WHAT IS NEEDED:
Reproduce the listing below exactly, beginning with its first line and ending with the line that holds "boolean; x: number;"; pictures are not part of the copy.

DATASET SECTION:
..........
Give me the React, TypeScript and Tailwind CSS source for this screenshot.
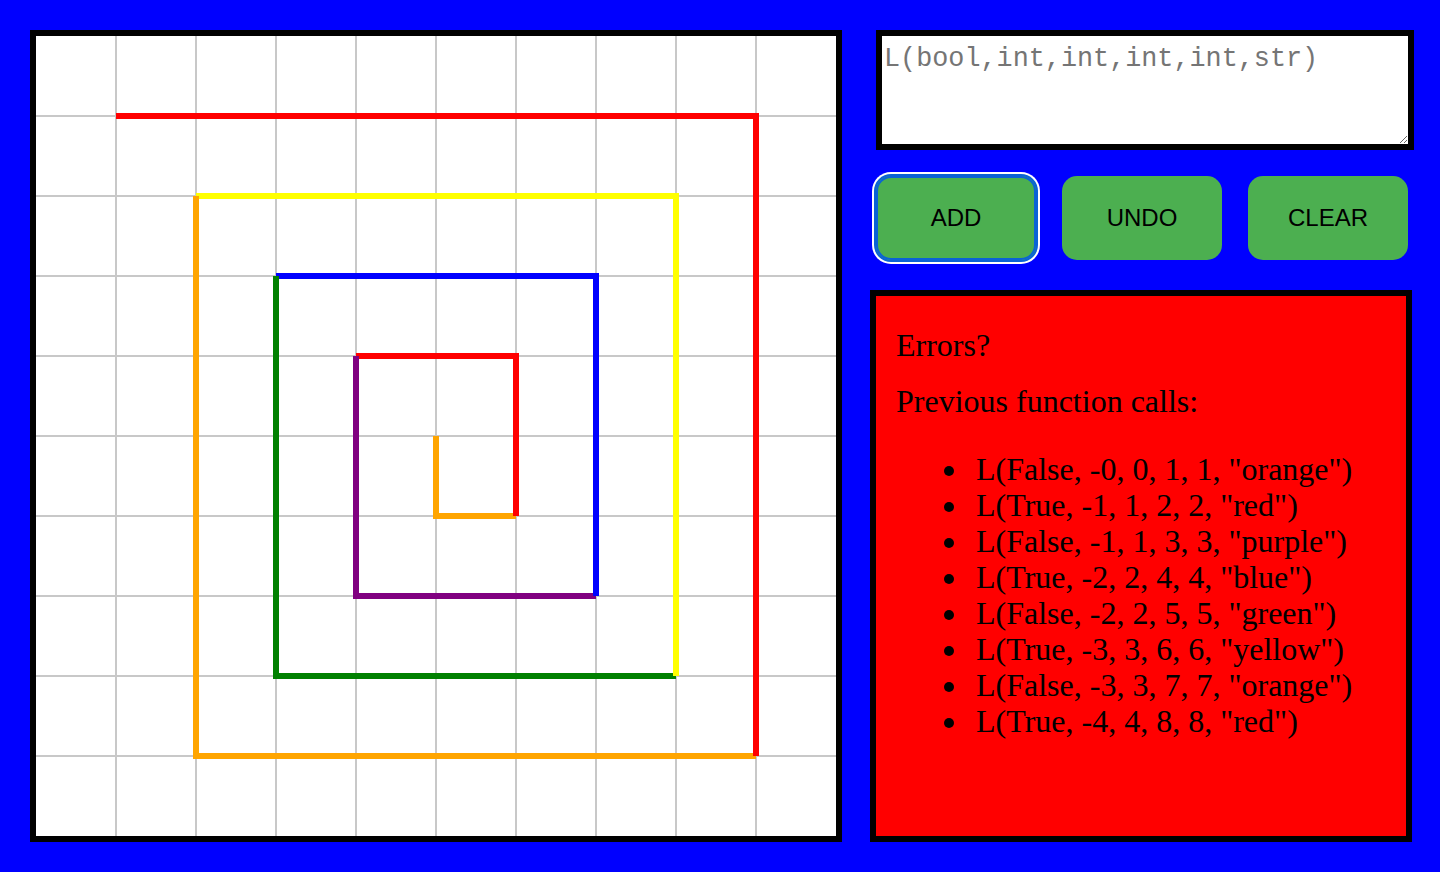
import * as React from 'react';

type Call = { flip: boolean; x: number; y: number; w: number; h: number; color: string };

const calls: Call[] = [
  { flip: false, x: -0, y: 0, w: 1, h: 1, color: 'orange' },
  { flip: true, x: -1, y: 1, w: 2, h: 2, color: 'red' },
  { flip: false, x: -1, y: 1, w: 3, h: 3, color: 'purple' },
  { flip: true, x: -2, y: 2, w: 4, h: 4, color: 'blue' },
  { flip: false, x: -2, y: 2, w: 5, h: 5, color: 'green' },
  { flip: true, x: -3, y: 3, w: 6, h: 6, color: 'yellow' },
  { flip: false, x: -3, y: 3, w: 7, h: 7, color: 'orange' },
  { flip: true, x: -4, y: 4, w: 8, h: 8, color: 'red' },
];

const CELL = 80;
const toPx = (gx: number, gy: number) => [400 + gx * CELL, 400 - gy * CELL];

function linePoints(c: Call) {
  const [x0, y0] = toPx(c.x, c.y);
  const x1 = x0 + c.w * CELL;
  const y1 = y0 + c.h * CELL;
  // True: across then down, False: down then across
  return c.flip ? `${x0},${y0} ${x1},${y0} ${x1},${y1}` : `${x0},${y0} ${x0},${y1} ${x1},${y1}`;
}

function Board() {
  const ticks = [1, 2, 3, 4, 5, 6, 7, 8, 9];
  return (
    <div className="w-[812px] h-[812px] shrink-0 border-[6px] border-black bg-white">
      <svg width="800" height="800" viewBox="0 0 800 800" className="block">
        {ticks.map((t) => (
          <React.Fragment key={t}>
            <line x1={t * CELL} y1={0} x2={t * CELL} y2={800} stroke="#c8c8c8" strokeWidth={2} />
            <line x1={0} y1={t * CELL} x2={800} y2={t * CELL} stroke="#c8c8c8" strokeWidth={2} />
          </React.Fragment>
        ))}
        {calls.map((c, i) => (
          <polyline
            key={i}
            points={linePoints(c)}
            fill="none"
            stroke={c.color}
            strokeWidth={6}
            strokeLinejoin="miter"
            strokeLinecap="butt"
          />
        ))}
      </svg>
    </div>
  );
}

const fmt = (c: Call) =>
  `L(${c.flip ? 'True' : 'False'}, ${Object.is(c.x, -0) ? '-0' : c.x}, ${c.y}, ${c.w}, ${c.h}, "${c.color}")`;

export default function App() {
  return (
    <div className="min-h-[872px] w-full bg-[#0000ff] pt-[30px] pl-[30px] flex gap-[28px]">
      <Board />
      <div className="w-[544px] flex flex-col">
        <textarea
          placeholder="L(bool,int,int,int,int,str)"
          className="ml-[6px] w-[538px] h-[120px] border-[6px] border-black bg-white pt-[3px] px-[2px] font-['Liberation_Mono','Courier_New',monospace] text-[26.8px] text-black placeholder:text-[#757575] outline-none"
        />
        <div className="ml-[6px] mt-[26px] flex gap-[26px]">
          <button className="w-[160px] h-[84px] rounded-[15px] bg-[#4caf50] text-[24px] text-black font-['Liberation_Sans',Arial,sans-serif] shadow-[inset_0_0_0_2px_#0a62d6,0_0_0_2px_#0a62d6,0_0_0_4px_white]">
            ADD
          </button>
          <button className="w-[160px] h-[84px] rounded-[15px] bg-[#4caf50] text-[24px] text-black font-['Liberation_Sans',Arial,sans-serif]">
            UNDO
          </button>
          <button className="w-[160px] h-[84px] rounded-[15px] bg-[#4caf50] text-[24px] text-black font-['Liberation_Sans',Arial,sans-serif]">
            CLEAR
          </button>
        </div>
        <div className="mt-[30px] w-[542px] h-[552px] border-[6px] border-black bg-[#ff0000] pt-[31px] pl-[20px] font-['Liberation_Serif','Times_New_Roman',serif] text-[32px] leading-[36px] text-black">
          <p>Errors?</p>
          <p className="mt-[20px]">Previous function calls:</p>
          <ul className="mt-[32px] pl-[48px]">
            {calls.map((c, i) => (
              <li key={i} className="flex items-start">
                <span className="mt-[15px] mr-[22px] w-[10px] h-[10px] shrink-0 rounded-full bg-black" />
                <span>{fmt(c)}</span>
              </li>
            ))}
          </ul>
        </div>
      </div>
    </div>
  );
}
..........
FULL ANSWER:
Give me the React, TypeScript and Tailwind CSS source for this screenshot.
import * as React from 'react';

type Call = { flip: boolean; x: number; y: number; w: number; h: number; color: string };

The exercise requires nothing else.